- **Data excerpt**:
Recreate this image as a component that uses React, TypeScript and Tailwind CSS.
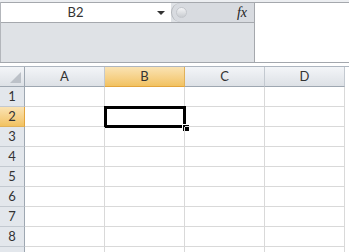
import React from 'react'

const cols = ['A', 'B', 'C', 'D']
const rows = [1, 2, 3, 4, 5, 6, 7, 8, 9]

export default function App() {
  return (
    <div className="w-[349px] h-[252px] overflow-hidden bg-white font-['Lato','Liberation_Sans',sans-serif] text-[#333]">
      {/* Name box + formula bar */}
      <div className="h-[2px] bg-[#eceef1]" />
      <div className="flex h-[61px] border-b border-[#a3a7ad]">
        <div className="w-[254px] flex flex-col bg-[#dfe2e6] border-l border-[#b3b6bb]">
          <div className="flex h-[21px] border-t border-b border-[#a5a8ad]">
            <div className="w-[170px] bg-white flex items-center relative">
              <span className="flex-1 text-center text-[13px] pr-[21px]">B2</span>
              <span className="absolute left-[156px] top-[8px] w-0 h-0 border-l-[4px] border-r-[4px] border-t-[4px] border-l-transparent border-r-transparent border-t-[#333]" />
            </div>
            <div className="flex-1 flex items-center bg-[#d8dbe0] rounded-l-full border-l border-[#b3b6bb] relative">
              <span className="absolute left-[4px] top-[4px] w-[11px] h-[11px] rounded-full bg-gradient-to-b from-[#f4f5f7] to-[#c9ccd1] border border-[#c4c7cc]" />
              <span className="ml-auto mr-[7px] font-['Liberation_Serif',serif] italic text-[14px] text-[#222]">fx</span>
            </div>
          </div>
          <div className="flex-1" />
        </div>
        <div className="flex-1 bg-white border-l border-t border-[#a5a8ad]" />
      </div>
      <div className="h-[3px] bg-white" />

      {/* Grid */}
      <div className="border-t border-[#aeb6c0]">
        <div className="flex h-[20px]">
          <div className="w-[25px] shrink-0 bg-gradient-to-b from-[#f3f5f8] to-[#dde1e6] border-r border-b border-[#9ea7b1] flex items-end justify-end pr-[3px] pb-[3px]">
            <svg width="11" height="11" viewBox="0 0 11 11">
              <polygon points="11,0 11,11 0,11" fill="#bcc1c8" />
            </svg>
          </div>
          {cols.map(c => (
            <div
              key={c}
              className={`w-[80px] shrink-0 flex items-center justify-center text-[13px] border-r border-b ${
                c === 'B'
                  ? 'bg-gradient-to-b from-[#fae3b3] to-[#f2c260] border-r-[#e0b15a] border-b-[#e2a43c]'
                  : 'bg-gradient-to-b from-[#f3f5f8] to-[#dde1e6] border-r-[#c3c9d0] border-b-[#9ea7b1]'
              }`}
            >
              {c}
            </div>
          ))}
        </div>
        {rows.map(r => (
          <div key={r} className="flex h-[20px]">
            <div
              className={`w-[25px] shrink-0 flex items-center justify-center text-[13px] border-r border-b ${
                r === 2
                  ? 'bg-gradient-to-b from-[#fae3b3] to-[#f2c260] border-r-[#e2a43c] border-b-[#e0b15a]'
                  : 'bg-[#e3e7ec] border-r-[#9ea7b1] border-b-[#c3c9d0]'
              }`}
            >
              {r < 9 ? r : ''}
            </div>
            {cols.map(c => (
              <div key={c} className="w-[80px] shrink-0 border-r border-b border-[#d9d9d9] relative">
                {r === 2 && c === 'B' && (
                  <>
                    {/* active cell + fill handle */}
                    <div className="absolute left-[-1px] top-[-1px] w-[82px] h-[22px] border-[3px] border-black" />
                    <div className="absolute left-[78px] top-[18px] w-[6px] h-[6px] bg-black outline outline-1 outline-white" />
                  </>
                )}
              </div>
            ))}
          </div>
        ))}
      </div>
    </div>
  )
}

- **The task**:
Every line containing the string "React" must be listed.

- **Finished exercise**:
Recreate this image as a component that uses React, TypeScript and Tailwind CSS.
import React from 'react'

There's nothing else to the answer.